Task instructions:
Copy every line of the data that contains the string "styles".

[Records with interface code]
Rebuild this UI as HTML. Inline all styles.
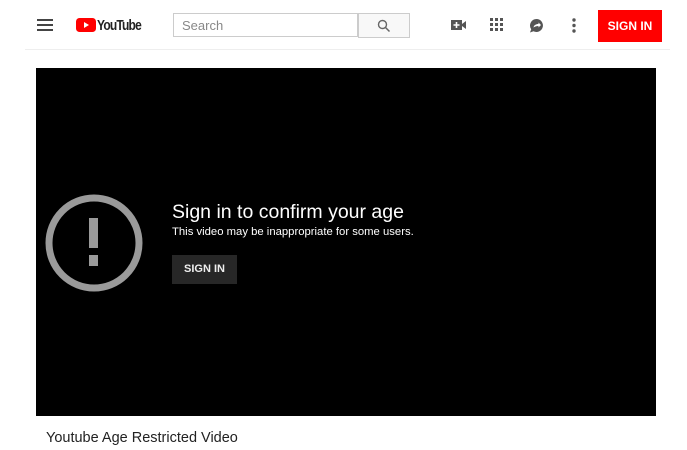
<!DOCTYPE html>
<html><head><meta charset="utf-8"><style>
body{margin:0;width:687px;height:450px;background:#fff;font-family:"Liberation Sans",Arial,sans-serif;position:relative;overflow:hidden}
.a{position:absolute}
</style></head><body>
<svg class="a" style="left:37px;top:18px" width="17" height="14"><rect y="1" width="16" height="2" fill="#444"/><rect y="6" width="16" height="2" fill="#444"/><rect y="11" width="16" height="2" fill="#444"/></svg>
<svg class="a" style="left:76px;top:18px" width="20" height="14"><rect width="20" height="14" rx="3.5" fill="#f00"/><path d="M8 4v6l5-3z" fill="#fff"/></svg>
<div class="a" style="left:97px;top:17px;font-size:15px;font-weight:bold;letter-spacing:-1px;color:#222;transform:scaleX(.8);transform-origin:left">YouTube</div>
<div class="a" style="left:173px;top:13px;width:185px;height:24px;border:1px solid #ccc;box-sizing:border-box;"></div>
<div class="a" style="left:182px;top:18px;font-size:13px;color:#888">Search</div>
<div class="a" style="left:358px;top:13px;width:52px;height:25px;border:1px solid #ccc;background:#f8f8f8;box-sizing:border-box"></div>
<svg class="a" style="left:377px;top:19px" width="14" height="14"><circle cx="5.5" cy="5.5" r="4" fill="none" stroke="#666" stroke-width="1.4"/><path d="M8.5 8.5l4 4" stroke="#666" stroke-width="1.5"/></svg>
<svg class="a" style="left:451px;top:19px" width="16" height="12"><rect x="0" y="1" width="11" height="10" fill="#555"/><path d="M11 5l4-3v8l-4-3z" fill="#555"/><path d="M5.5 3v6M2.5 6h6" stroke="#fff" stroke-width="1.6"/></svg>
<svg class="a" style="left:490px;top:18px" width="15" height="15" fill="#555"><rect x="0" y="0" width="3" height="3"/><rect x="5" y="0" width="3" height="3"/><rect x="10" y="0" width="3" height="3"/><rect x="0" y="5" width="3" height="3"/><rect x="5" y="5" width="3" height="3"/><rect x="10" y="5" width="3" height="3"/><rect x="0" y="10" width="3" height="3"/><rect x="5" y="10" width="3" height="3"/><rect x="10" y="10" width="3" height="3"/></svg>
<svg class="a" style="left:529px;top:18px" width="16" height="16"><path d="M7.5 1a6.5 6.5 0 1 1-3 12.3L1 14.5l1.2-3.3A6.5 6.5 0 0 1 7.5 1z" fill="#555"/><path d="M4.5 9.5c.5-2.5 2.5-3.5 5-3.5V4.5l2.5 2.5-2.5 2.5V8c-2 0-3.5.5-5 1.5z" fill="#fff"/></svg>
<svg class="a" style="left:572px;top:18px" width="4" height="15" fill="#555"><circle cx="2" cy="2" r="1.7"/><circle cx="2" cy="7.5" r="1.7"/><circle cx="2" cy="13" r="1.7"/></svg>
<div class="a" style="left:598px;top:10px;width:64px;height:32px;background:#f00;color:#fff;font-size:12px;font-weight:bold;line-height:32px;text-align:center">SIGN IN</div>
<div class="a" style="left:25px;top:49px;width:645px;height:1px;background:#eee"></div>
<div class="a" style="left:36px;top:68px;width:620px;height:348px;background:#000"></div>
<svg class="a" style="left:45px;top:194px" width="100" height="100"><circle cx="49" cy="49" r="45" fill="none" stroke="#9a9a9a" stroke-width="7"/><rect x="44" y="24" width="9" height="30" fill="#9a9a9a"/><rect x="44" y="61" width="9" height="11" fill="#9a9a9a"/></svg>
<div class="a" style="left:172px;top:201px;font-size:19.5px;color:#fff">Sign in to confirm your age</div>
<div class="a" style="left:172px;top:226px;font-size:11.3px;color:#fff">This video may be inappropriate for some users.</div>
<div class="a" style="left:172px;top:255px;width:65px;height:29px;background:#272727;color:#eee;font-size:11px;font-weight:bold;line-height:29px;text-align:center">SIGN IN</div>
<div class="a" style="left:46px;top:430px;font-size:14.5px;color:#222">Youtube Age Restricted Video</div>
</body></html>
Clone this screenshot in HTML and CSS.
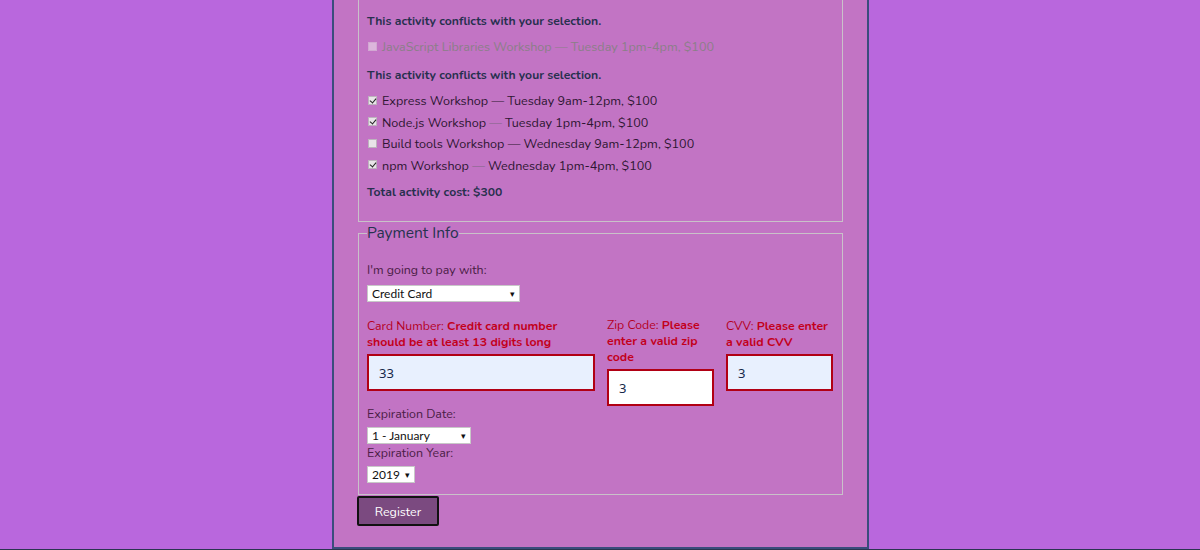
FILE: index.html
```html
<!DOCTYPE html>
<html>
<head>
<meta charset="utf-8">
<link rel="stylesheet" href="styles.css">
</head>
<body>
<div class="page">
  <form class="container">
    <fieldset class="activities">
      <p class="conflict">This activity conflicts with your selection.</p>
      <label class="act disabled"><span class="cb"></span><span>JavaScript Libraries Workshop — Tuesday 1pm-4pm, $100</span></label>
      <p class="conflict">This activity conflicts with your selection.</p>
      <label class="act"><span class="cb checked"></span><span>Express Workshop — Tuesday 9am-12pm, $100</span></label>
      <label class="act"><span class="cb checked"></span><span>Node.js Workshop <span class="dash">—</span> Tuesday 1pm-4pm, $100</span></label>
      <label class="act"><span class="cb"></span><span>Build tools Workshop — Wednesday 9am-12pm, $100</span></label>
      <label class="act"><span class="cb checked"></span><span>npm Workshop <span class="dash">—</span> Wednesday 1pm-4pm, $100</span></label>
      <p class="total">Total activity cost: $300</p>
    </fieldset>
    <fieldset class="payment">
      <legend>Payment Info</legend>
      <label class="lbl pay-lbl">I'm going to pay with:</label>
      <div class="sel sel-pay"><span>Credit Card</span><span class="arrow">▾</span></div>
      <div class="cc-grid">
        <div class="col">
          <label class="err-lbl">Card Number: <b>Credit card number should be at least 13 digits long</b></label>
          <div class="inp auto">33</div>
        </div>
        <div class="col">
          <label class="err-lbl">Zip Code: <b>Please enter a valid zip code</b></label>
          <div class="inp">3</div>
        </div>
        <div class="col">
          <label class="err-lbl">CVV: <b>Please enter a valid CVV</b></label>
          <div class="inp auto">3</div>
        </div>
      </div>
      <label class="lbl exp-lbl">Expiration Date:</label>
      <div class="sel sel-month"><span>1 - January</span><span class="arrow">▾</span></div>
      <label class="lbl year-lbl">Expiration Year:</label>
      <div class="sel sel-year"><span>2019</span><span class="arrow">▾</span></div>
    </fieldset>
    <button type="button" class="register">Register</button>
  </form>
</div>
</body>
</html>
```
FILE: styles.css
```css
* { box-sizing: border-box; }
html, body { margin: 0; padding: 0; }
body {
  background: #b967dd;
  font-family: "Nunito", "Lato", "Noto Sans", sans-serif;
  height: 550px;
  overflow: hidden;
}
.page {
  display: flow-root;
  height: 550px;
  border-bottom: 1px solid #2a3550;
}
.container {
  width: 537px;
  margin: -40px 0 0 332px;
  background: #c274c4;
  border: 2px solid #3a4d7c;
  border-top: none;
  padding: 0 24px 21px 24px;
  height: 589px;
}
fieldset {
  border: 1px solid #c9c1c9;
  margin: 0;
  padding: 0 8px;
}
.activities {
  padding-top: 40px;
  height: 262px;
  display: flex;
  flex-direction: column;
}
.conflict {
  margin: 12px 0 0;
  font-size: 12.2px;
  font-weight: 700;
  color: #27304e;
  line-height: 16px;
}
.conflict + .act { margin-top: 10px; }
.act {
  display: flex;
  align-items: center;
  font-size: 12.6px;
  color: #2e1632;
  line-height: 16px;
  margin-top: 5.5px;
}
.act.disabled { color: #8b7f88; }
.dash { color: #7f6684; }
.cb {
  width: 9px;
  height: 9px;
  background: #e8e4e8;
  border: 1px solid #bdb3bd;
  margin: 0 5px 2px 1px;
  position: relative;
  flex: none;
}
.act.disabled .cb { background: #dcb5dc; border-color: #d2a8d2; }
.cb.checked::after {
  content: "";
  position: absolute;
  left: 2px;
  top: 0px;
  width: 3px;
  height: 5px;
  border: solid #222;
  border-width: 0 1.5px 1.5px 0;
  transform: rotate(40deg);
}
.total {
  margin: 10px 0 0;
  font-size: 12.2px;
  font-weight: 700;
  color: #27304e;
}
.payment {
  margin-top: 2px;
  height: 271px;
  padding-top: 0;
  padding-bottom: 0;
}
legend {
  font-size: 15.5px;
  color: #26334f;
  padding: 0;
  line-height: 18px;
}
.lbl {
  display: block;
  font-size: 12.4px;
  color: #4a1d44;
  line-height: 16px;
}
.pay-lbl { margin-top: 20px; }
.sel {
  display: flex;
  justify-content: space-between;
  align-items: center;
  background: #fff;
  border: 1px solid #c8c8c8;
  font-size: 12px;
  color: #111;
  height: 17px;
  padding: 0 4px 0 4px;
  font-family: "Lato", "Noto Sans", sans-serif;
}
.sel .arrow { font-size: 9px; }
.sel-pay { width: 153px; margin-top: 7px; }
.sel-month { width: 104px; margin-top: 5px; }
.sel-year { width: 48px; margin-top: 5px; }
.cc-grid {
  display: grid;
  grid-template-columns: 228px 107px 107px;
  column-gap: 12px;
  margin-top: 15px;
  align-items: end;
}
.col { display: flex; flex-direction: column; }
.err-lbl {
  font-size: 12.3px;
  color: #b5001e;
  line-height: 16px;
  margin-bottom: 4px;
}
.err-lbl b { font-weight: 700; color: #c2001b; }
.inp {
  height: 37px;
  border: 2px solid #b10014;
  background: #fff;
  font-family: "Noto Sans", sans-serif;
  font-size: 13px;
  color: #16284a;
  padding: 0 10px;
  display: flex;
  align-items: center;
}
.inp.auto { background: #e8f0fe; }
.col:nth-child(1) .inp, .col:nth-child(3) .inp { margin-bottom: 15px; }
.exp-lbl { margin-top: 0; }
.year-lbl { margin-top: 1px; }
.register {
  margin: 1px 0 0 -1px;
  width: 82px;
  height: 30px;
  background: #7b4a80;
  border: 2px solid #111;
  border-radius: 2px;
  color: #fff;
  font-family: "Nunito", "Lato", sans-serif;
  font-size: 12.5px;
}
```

The output:
Rebuild this UI as HTML. Inline all styles.
<link rel="stylesheet" href="styles.css">
FILE: styles.css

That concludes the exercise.